Split is the story of Kevin (McAvoy) who has Differentiated Identity Disorder (D.I.D), an illness that has led him to acquire 23 personalities during his lifetime. However, Kevin kidnaps three teenage girls just as a 24th personality is about to surface, and the girls must find a way out of captivity before it is unleashed.

Playing a character with 23 different personalities is no mean feat, but McAvoy works each individual character with complete ease. The audience are made aware of all of McAvoy’s split personalities even if we actually only see nine of them.  In one particular scene McAvoy slowly transitions from camp fashion designer, Barry, to the OCD-ridden mastermind of the film, Dennis, with such exquisite ease that even Kevin’s psychotherapist appears to be taken aback by the changeover.
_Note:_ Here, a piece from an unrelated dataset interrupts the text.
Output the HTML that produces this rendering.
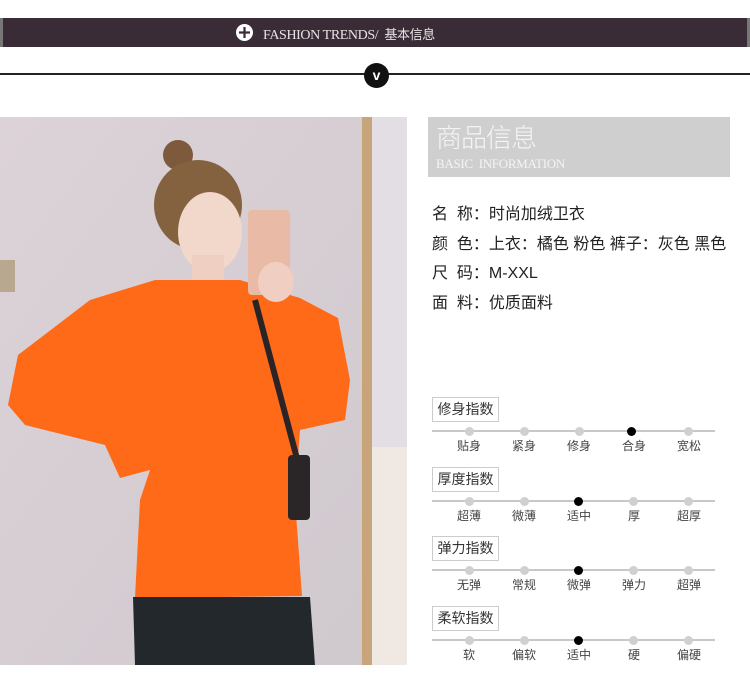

Other than McAvoy’s performance however, which is second to none, there isn’t much to commend about Shyamalan’s latest release.

On the surface the plot is commendably original, yet this is not the film the trailers make it out to be. By the end of the film, the story changes its genre from attempted thriller to complete fantasy.

The problem with the film is that it’s based on a real life illness: D.I.D. Though a person suffering from D.I.D isn’t able to change the physical state of their body, one personality cannot suffer from diabetes if none of the others do, and one personality cannot have the physical strength of a bodybuilder if the others do not. Yet in Split, Kevin has personalities that do both of those things.

If Shyamalan had created a mental illness, something I’m sure he’s more than capable of doing, he could have perhaps based it on D.I.D, yet not have explicitly written a character with this much misunderstood illness. The clichéd background of the protagonist was also a bugbear from the off: a teenager with social issues and a troubling past who faces her inner demons – demons which Shyamalan constantly throws at the audience, in the least subtle way possible.

Despite her character flaws though, the protagonist, played by Anna Taylor-Joy, delivers a convincing performance and is worthy of note throughout the film. The other performances weren’t quite as inspiring though, especially from Taylor-Joy’s fellow hostages who, conversely, spent a lot of time being filmed in their underwear.

Verdict: Split is worth seeing solely for McAvoy’s performance, but don’t expect to leave the film feeling like you’ve seen Shyamalan’s latest masterpiece – you haven’t.